Set exercise: List the lines of this listing that hold the word "components".

Supplied information:
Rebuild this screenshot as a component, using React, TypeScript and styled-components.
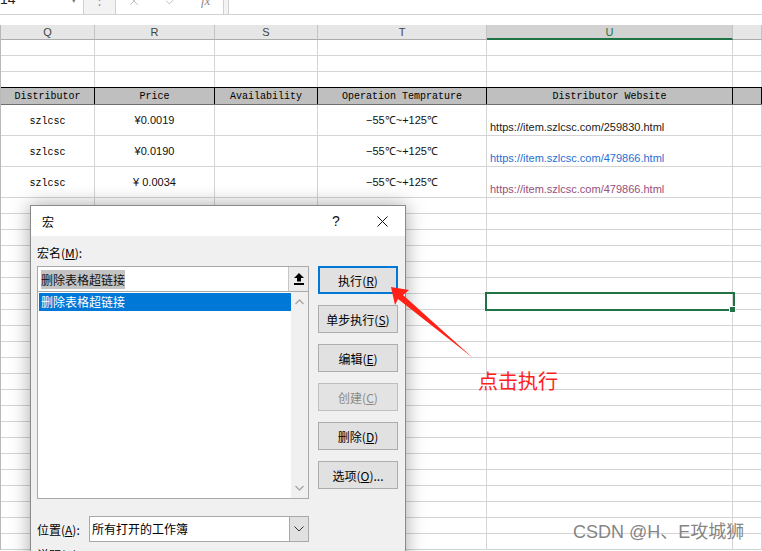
import styled, { createGlobalStyle } from "styled-components";
import { X, Check } from "lucide-react";

const GlobalStyle = createGlobalStyle`
  html, body {
    margin: 0;
    padding: 0;
    background: #fff;
    overflow: hidden;
  }
  body {
    font-family: "Liberation Sans", Arial, sans-serif;
  }
`;

const GRID = "#d4d4d4";
const COLS = [94, 120, 103, 169, 246];
const LETTERS = ["Q", "R", "S", "T", "U"];
const HEADS = ["Distributor", "Price", "Availability", "Operation Temprature", "Distributor Website"];

const rows = [
  { price: "¥0.0019", url: "https://item.szlcsc.com/259830.html", color: "#1b1b1b" },
  { price: "¥0.0190", url: "https://item.szlcsc.com/479866.html", color: "#1f6fd3" },
  { price: "¥ 0.0034", url: "https://item.szlcsc.com/479866.html", color: "#96507c" },
];

const buttons = [
  { label: "执行", key: "R", primary: true },
  { label: "单步执行", key: "S" },
  { label: "编辑", key: "E" },
  { label: "创建", key: "C", disabled: true },
  { label: "删除", key: "D" },
  { label: "选项", key: "O", suffix: "..." },
];

const App = () => {
  return (
    <Page>
      <GlobalStyle />
      <Toolbar>
        <NameBox>
          <span>14</span>
          <Caret>▾</Caret>
        </NameBox>
        <Dots>⋮</Dots>
        <FxBox>
          <X size={14} strokeWidth={1.6} />
          <Check size={14} strokeWidth={1.6} />
          <Fx>fx</Fx>
        </FxBox>
        <FormulaBox />
      </Toolbar>
      <Strip />

      <Sheet>
        <ColHeadRow>
          {COLS.map((w, i) => (
            <ColHead key={i} $w={w} $active={LETTERS[i] === "U"}>
              {LETTERS[i]}
            </ColHead>
          ))}
          <ColHead />
        </ColHeadRow>

        {[0, 1, 2].map((r) => (
          <Row key={r} $h={16} $bottom={r === 2 ? "#000" : GRID}>
            {COLS.map((w, i) => (
              <Cell key={i} $w={w} $line={GRID} />
            ))}
            <Cell $line={GRID} />
          </Row>
        ))}

        <Row $h={17} $bottom="#6e6e6e" $bg="#bfbfbf">
          {COLS.map((w, i) => (
            <Cell key={i} $w={w} $line="#000" $justify="center">
              <MonoText $shift={1}>{HEADS[i]}</MonoText>
            </Cell>
          ))}
          <Cell $line="#000" />
        </Row>

        {rows.map((r, idx) => (
          <Row key={idx} $h={31} $bottom={GRID}>
            <Cell $w={COLS[0]} $line={GRID} $justify="center">
              <MonoText $shift={3}>szlcsc</MonoText>
            </Cell>
            <Cell $w={COLS[1]} $line={GRID} $justify="center">
              <CellText>{r.price}</CellText>
            </Cell>
            <Cell $w={COLS[2]} $line={GRID} />
            <Cell $w={COLS[3]} $line={GRID} $justify="center">
              <CellText>−55℃~+125℃</CellText>
            </Cell>
            <Cell $w={COLS[4]} $line={GRID} $align="flex-end">
              <LinkText $color={r.color}>{r.url}</LinkText>
            </Cell>
            <Cell $line={GRID} />
          </Row>
        ))}

        {Array.from({ length: 22 }).map((_, r) => (
          <Row key={`b${r}`} $h={16} $bottom={GRID}>
            {COLS.map((w, i) => (
              <Cell key={i} $w={w} $line={GRID} $selected={r === 6 && i === 4} />
            ))}
            <Cell $line={GRID} />
          </Row>
        ))}
      </Sheet>

      <Dialog>
        <TitleBar>
          <Title>宏</Title>
          <TitleBtn>?</TitleBtn>
          <TitleBtn>
            <svg width="11" height="11" viewBox="0 0 11 11">
              <path d="M0.5 0.5 L10.5 10.5 M10.5 0.5 L0.5 10.5" stroke="#111" strokeWidth="1" />
            </svg>
          </TitleBtn>
        </TitleBar>
        <Body>
          <LeftCol>
            <FieldLabel>
              宏名(<u>M</u>):
            </FieldLabel>
            <NameField>
              <NameText>
                <SelText>删除表格超链接</SelText>
              </NameText>
              <RefBtn>
                <svg width="10" height="12" viewBox="0 0 10 12">
                  <path d="M5 0 L10 5 L7 5 L7 8.5 L3 8.5 L3 5 L0 5 Z" fill="#000" />
                  <rect x="0" y="10" width="10" height="2" fill="#000" />
                </svg>
              </RefBtn>
            </NameField>
            <MacroList>
              <ListItems>
                <ListItem>删除表格超链接</ListItem>
              </ListItems>
              <ScrollTrack>
                <svg width="9" height="6" viewBox="0 0 9 6">
                  <path d="M0.5 5 L4.5 1 L8.5 5" stroke="#a6a6a6" strokeWidth="1.3" fill="none" />
                </svg>
                <svg width="9" height="6" viewBox="0 0 9 6">
                  <path d="M0.5 1 L4.5 5 L8.5 1" stroke="#a6a6a6" strokeWidth="1.3" fill="none" />
                </svg>
              </ScrollTrack>
            </MacroList>
            <LocationRow>
              <span>
                位置(<u>A</u>):
              </span>
              <SelectBox>
                <SelectText>所有打开的工作簿</SelectText>
                <DropBtn>
                  <svg width="10" height="6" viewBox="0 0 10 6">
                    <path d="M0.5 0.5 L5 5 L9.5 0.5" stroke="#333" strokeWidth="1" fill="none" />
                  </svg>
                </DropBtn>
              </SelectBox>
            </LocationRow>
            <DescLabel>
              说明(<u>D</u>):
            </DescLabel>
          </LeftCol>
          <ButtonCol>
            {buttons.map((b) => (
              <DlgButton key={b.key} $primary={b.primary} $disabled={b.disabled}>
                {b.label}(<u>{b.key}</u>){b.suffix}
              </DlgButton>
            ))}
          </ButtonCol>
        </Body>
      </Dialog>

      <Overlay width="762" height="551" viewBox="0 0 762 551">
        <polygon points="391,287 409,290 403,295 473,358 398,299 395,305" fill="#ff2116" />
      </Overlay>
      <Note>点击执行</Note>
      <Watermark>CSDN @H、E攻城狮</Watermark>
    </Page>
  );
};

const Page = styled.div`
  position: relative;
  width: 762px;
  height: 551px;
  overflow: hidden;
  background: #fff;
`;

const Toolbar = styled.div`
  display: flex;
  align-items: flex-end;
  height: 14px;
  overflow: hidden;
  background: #f3f3f3;
  border-bottom: 1px solid #d2d2d2;
`;

const NameBox = styled.div`
  width: 84px;
  height: 24px;
  flex: none;
  box-sizing: border-box;
  display: flex;
  align-items: flex-end;
  justify-content: space-between;
  padding: 0 6px 8px 0;
  background: #fff;
  border-right: 1px solid #d0d0d0;
  font-size: 14px;
  line-height: 14px;
  color: #222;
`;

const Caret = styled.span`
  font-size: 11px;
  color: #777;
`;

const Dots = styled.div`
  width: 31px;
  flex: none;
  height: 24px;
  display: flex;
  justify-content: center;
  align-items: flex-end;
  padding-bottom: 7px;
  box-sizing: border-box;
  font-size: 13px;
  color: #9a9a9a;
`;

const FxBox = styled.div`
  width: 109px;
  height: 24px;
  flex: none;
  box-sizing: border-box;
  display: flex;
  align-items: flex-end;
  gap: 23px;
  padding: 0 0 6px 11px;
  margin-right: 4px;
  background: #fff;
  border-left: 1px solid #d0d0d0;
  border-right: 1px solid #d0d0d0;
  color: #bdbdbd;
`;

const Fx = styled.span`
  font-family: "Liberation Serif", serif;
  font-style: italic;
  font-size: 13px;
  line-height: 13px;
  color: #8a8a8a;
  margin-bottom: 1px;
`;

const FormulaBox = styled.div`
  flex: 1;
  height: 24px;
  background: #fff;
  border-left: 1px solid #d0d0d0;
`;

const Strip = styled.div`
  height: 10px;
  background: #fff;
`;

const Sheet = styled.div`
  border-left: 1px solid #b8b8b8;
`;

const ColHeadRow = styled.div`
  display: flex;
  height: 15px;
`;

const ColHead = styled.div<{ $w?: number; $active?: boolean }>`
  box-sizing: border-box;
  ${(p) => (p.$w ? `width: ${p.$w}px; flex: none;` : "flex: 1;")}
  display: flex;
  align-items: center;
  justify-content: center;
  background: ${(p) => (p.$active ? "#d2d2d2" : "#e6e6e6")};
  border-right: 1px solid #c4c4c4;
  border-bottom: ${(p) => (p.$active ? "2px solid #217346" : "1px solid #ababab")};
  font-size: 11px;
  color: ${(p) => (p.$active ? "#217346" : "#444")};
`;

const Row = styled.div<{ $h: number; $bottom: string; $bg?: string }>`
  display: flex;
  box-sizing: border-box;
  height: ${(p) => p.$h}px;
  border-bottom: 1px solid ${(p) => p.$bottom};
  background: ${(p) => p.$bg || "#fff"};
`;

const Cell = styled.div<{
  $w?: number;
  $line: string;
  $justify?: string;
  $align?: string;
  $selected?: boolean;
}>`
  position: relative;
  box-sizing: border-box;
  ${(p) => (p.$w ? `width: ${p.$w}px; flex: none;` : "flex: 1;")}
  height: 100%;
  display: flex;
  justify-content: ${(p) => p.$justify || "flex-start"};
  align-items: ${(p) => p.$align || "center"};
  padding: ${(p) => (p.$align === "flex-end" ? "0 0 1px 3px" : "0")};
  border-right: 1px solid ${(p) => p.$line};
  ${(p) =>
    p.$selected &&
    `
    outline: 2px solid #217346;
    outline-offset: 0px;
    z-index: 1;
    &::after {
      content: "";
      position: absolute;
      right: -4px;
      bottom: -4px;
      width: 5px;
      height: 5px;
      background: #217346;
      border: 1px solid #fff;
    }
  `}
`;

const MonoText = styled.span<{ $shift?: number }>`
  font-family: "Liberation Mono", "Courier New", monospace;
  font-size: 10px;
  line-height: 12px;
  padding-top: ${(p) => p.$shift || 0}px;
  color: #000;
  white-space: nowrap;
`;

const CellText = styled.span`
  font-size: 11px;
  line-height: 13px;
  color: #111;
  white-space: nowrap;
`;

const LinkText = styled.span<{ $color: string }>`
  font-size: 11px;
  line-height: 13px;
  color: ${(p) => p.$color};
  white-space: nowrap;
`;

const Dialog = styled.div`
  position: absolute;
  left: 30px;
  top: 205px;
  width: 376px;
  height: 380px;
  box-sizing: border-box;
  border: 1px solid #8a8a8a;
  background: #f0f0f0;
  box-shadow: 0 0 18px rgba(0, 0, 0, 0.35);
  font-family: "Noto Sans CJK SC", "Liberation Sans", sans-serif;
  font-size: 12px;
  color: #000;
  z-index: 2;
`;

const TitleBar = styled.div`
  display: flex;
  align-items: center;
  height: 30px;
  padding-left: 11px;
  background: #fff;
`;

const Title = styled.span`
  flex: 1;
  font-size: 12px;
`;

const TitleBtn = styled.div`
  width: 46px;
  height: 30px;
  display: flex;
  align-items: center;
  justify-content: center;
  font-family: "Liberation Sans", sans-serif;
  font-size: 14px;
  color: #111;
`;

const Body = styled.div`
  display: grid;
  grid-template-columns: 272px 80px;
  column-gap: 9px;
  padding: 10px 0 0 6px;
`;

const LeftCol = styled.div`
  display: flex;
  flex-direction: column;
`;

const FieldLabel = styled.div`
  height: 14px;
  line-height: 14px;
  margin-bottom: 6px;
`;

const NameField = styled.div`
  display: flex;
  height: 26px;
  box-sizing: border-box;
  border: 1px solid #a9a9a9;
  background: #fff;
`;

const NameText = styled.div`
  flex: 1;
  display: flex;
  align-items: center;
  padding-left: 3px;
`;

const SelText = styled.span`
  background: #c3c3c3;
  color: #111;
  line-height: 19px;
`;

const RefBtn = styled.div`
  width: 19px;
  display: flex;
  align-items: center;
  justify-content: center;
  background: #ececec;
  border-left: 1px solid #c6c6c6;
`;

const MacroList = styled.div`
  display: flex;
  height: 207px;
  box-sizing: border-box;
  border: 1px solid #a9a9a9;
  border-top: none;
  background: #fff;
`;

const ListItems = styled.div`
  flex: 1;
  padding: 1px 0 0 1px;
`;

const ListItem = styled.div`
  height: 18px;
  line-height: 18px;
  padding-left: 2px;
  background: #0078d7;
  color: #fff;
`;

const ScrollTrack = styled.div`
  width: 17px;
  display: flex;
  flex-direction: column;
  align-items: center;
  justify-content: space-between;
  padding: 7px 0 7px;
  box-sizing: border-box;
  background: #f0f0f0;
`;

const LocationRow = styled.div`
  display: flex;
  align-items: center;
  justify-content: space-between;
  height: 26px;
  margin-top: 17px;
`;

const SelectBox = styled.div`
  width: 220px;
  height: 26px;
  box-sizing: border-box;
  display: flex;
  border: 1px solid #a9a9a9;
  background: #fff;
`;

const SelectText = styled.div`
  flex: 1;
  padding-left: 2px;
  line-height: 24px;
`;

const DropBtn = styled.div`
  width: 18px;
  display: flex;
  align-items: center;
  justify-content: center;
  background: #e1e1e1;
  border-left: 1px solid #a9a9a9;
`;

const DescLabel = styled.div`
  margin-top: 6px;
  line-height: 14px;
`;

const ButtonCol = styled.div`
  display: flex;
  flex-direction: column;
  gap: 11px;
  padding-top: 20px;
`;

const DlgButton = styled.div<{ $primary?: boolean; $disabled?: boolean }>`
  height: 28px;
  box-sizing: border-box;
  display: flex;
  align-items: center;
  justify-content: center;
  background: ${(p) => (p.$disabled ? "#e3e3e3" : "#e1e1e1")};
  border: ${(p) =>
    p.$primary ? "2px solid #0078d7" : p.$disabled ? "1px solid #bfbfbf" : "1px solid #adadad"};
  color: ${(p) => (p.$disabled ? "#8a8a8a" : "#000")};
  white-space: nowrap;
`;

const Overlay = styled.svg`
  position: absolute;
  left: 0;
  top: 0;
  pointer-events: none;
  z-index: 3;
`;

const Note = styled.div`
  position: absolute;
  left: 478px;
  top: 369px;
  font-family: "Noto Sans CJK SC", sans-serif;
  font-size: 20px;
  line-height: 24px;
  color: #ff1e1e;
  z-index: 3;
`;

const Watermark = styled.div`
  position: absolute;
  left: 573px;
  top: 521px;
  font-family: "Liberation Sans", "Noto Sans CJK SC", sans-serif;
  font-size: 18px;
  line-height: 22px;
  color: rgba(110, 110, 110, 0.85);
  white-space: nowrap;
  z-index: 3;
`;

export default App;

Task response:
Rebuild this screenshot as a component, using React, TypeScript and styled-components.
import styled, { createGlobalStyle } from "styled-components";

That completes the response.